Exercise goal: Only lines with the word "React" are needed; collect each of them from the listing below.

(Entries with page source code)
══════════════════════════════
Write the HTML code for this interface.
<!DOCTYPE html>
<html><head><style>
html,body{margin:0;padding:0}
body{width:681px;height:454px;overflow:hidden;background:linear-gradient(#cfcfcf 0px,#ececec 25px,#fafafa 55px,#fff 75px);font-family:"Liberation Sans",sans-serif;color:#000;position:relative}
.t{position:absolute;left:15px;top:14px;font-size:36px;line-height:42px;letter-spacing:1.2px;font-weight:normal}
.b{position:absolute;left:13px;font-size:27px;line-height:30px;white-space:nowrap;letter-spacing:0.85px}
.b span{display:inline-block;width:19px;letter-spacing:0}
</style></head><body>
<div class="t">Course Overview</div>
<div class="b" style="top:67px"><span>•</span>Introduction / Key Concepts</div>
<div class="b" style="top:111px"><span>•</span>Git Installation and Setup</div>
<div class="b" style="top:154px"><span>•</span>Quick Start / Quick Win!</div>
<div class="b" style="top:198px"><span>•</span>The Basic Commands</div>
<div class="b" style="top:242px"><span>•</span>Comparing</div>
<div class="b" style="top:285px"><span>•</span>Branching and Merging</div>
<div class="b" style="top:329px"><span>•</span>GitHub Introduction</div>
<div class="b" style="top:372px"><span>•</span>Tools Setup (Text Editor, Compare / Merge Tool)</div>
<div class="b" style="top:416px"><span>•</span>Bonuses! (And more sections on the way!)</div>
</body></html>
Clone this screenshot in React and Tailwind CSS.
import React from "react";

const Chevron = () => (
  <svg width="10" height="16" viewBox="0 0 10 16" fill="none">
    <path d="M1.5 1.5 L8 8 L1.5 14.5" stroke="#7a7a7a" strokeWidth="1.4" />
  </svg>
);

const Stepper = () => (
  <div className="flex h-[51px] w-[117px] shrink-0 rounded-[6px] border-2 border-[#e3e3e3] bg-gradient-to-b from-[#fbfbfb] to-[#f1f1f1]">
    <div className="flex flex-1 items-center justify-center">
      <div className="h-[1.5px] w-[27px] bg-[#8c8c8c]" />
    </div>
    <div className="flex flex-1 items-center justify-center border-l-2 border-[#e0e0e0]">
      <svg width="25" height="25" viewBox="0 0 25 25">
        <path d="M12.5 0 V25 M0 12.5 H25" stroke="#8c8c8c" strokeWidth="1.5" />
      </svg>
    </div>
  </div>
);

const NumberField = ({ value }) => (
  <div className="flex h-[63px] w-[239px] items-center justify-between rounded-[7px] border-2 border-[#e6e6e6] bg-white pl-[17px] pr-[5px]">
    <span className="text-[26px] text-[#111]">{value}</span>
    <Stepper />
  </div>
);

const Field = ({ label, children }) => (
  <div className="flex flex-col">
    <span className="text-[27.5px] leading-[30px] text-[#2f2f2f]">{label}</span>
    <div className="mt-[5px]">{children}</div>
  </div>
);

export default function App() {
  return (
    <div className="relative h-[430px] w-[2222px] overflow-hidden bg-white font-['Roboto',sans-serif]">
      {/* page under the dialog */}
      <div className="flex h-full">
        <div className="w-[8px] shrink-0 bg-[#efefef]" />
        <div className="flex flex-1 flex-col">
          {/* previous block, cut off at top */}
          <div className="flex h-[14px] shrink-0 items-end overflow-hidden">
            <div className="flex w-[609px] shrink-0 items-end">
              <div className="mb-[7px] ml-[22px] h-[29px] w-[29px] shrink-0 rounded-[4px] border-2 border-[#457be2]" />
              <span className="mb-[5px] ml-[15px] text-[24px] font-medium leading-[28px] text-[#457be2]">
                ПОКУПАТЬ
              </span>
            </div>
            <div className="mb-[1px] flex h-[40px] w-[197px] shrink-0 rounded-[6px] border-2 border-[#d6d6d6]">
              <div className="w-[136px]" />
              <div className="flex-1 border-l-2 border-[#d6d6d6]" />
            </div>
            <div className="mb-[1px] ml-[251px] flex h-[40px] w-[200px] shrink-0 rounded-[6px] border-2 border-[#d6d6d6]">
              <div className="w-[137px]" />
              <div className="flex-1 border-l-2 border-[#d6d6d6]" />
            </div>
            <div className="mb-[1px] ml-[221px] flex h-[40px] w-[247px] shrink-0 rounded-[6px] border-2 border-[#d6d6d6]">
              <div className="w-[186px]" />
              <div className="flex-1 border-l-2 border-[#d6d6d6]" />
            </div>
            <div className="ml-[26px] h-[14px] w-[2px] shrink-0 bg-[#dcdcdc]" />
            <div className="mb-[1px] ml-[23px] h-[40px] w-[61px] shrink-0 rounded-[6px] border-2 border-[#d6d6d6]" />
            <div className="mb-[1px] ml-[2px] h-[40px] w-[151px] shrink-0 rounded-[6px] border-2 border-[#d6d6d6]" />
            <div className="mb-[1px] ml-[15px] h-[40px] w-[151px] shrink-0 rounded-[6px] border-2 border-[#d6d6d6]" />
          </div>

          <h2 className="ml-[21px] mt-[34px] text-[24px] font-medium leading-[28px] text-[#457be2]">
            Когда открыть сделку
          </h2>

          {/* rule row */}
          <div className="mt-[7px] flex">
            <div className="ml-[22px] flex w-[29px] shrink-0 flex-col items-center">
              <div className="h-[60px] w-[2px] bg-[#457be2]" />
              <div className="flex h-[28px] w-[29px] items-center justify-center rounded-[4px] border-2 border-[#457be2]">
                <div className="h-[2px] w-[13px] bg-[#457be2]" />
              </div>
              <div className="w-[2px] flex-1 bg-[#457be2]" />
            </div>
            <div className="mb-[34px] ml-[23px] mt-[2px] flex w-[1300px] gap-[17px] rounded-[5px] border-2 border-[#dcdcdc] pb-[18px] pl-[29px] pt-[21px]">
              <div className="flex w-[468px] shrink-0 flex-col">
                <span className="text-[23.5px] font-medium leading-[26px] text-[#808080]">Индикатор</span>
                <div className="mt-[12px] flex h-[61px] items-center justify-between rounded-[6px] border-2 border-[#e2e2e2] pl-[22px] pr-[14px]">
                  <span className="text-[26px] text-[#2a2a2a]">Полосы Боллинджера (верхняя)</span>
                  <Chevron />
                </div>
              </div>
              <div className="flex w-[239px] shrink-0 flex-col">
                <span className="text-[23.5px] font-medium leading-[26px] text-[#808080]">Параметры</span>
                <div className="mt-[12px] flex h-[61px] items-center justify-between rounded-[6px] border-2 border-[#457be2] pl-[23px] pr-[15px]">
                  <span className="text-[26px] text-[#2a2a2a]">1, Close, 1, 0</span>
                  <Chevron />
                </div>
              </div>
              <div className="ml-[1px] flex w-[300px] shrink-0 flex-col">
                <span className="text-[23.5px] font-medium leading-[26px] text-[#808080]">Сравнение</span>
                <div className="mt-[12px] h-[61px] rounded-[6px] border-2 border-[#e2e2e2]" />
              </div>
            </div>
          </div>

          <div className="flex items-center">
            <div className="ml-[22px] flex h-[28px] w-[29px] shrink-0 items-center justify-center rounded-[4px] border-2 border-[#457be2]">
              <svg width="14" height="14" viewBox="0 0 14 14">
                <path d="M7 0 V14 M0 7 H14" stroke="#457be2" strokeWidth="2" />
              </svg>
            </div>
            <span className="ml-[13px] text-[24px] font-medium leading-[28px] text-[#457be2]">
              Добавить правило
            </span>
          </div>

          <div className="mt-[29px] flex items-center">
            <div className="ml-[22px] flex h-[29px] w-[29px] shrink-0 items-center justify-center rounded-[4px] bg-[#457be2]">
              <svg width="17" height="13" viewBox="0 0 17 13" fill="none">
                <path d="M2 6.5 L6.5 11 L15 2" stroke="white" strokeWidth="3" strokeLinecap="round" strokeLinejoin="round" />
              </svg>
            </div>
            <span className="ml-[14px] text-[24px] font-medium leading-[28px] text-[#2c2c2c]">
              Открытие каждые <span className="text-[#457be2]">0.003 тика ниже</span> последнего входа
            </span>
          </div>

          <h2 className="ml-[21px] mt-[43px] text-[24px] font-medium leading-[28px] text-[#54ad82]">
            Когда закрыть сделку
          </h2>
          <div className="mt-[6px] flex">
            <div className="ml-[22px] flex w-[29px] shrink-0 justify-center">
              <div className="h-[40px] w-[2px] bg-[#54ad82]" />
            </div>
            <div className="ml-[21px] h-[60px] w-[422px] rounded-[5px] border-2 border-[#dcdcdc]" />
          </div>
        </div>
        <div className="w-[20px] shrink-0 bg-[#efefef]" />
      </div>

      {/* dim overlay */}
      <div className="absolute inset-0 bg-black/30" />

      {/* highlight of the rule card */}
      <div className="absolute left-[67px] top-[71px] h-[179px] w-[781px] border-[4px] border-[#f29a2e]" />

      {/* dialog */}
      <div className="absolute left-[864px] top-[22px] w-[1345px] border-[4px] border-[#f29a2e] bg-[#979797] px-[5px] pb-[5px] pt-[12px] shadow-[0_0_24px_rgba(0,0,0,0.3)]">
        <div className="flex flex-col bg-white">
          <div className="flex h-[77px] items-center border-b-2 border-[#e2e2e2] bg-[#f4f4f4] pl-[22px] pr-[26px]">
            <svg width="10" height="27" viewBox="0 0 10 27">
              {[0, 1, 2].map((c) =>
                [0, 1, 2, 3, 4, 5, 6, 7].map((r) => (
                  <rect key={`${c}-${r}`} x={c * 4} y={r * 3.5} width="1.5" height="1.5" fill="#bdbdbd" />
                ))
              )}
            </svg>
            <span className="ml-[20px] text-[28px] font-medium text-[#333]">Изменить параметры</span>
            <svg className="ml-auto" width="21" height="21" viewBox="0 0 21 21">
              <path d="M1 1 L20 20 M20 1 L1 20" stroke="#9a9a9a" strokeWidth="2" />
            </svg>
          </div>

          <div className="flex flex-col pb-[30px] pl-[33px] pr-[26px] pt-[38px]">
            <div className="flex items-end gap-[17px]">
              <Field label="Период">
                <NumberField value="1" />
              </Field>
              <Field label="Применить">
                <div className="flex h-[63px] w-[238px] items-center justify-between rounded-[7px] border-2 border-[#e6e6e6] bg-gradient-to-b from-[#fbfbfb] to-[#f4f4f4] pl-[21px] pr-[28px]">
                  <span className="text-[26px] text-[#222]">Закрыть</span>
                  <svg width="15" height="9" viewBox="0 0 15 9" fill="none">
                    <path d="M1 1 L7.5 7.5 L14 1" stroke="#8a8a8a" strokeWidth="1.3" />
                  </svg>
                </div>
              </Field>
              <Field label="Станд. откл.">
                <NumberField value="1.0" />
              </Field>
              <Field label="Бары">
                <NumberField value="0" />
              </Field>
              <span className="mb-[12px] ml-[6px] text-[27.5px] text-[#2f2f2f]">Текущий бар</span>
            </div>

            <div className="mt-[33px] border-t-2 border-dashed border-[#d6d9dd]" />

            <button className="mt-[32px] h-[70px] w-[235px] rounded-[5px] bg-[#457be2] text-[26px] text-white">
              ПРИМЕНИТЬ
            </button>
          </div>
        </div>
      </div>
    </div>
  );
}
══════════════════════════════
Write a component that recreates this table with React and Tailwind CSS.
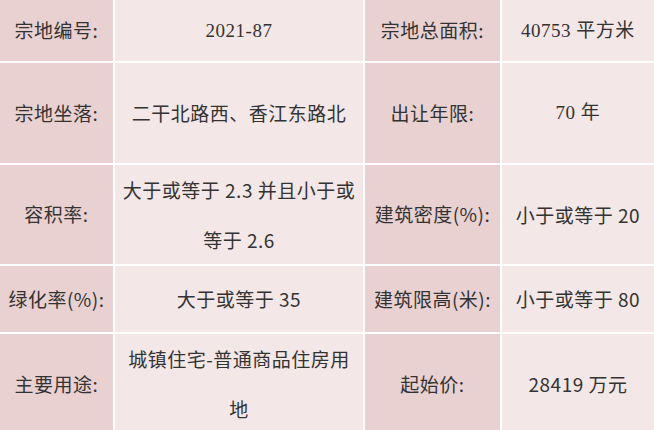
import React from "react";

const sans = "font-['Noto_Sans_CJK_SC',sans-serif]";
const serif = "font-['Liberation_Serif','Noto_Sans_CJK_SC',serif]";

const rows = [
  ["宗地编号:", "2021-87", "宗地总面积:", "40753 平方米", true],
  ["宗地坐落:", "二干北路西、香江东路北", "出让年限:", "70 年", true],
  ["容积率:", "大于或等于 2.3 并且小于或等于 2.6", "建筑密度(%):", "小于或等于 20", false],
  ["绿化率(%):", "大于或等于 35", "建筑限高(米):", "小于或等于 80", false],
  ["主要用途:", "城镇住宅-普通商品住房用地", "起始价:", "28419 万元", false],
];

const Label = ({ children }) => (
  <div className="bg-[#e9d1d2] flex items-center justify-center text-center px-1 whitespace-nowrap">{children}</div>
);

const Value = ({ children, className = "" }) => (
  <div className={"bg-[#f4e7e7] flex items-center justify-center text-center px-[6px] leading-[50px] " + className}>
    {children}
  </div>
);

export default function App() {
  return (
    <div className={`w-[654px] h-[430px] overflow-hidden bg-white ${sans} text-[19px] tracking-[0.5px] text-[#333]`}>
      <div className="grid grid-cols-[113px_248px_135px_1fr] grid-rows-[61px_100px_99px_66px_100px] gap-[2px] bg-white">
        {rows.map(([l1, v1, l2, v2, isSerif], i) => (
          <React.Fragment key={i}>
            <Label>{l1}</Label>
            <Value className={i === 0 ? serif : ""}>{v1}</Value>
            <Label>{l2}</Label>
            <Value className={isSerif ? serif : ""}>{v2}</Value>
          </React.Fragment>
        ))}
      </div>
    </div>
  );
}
══════════════════════════════
Answer for this exercise:
Clone this screenshot in React and Tailwind CSS.
import React from "react";
Write a component that recreates this table with React and Tailwind CSS.
import React from "react";
          <React.Fragment key={i}>
          </React.Fragment>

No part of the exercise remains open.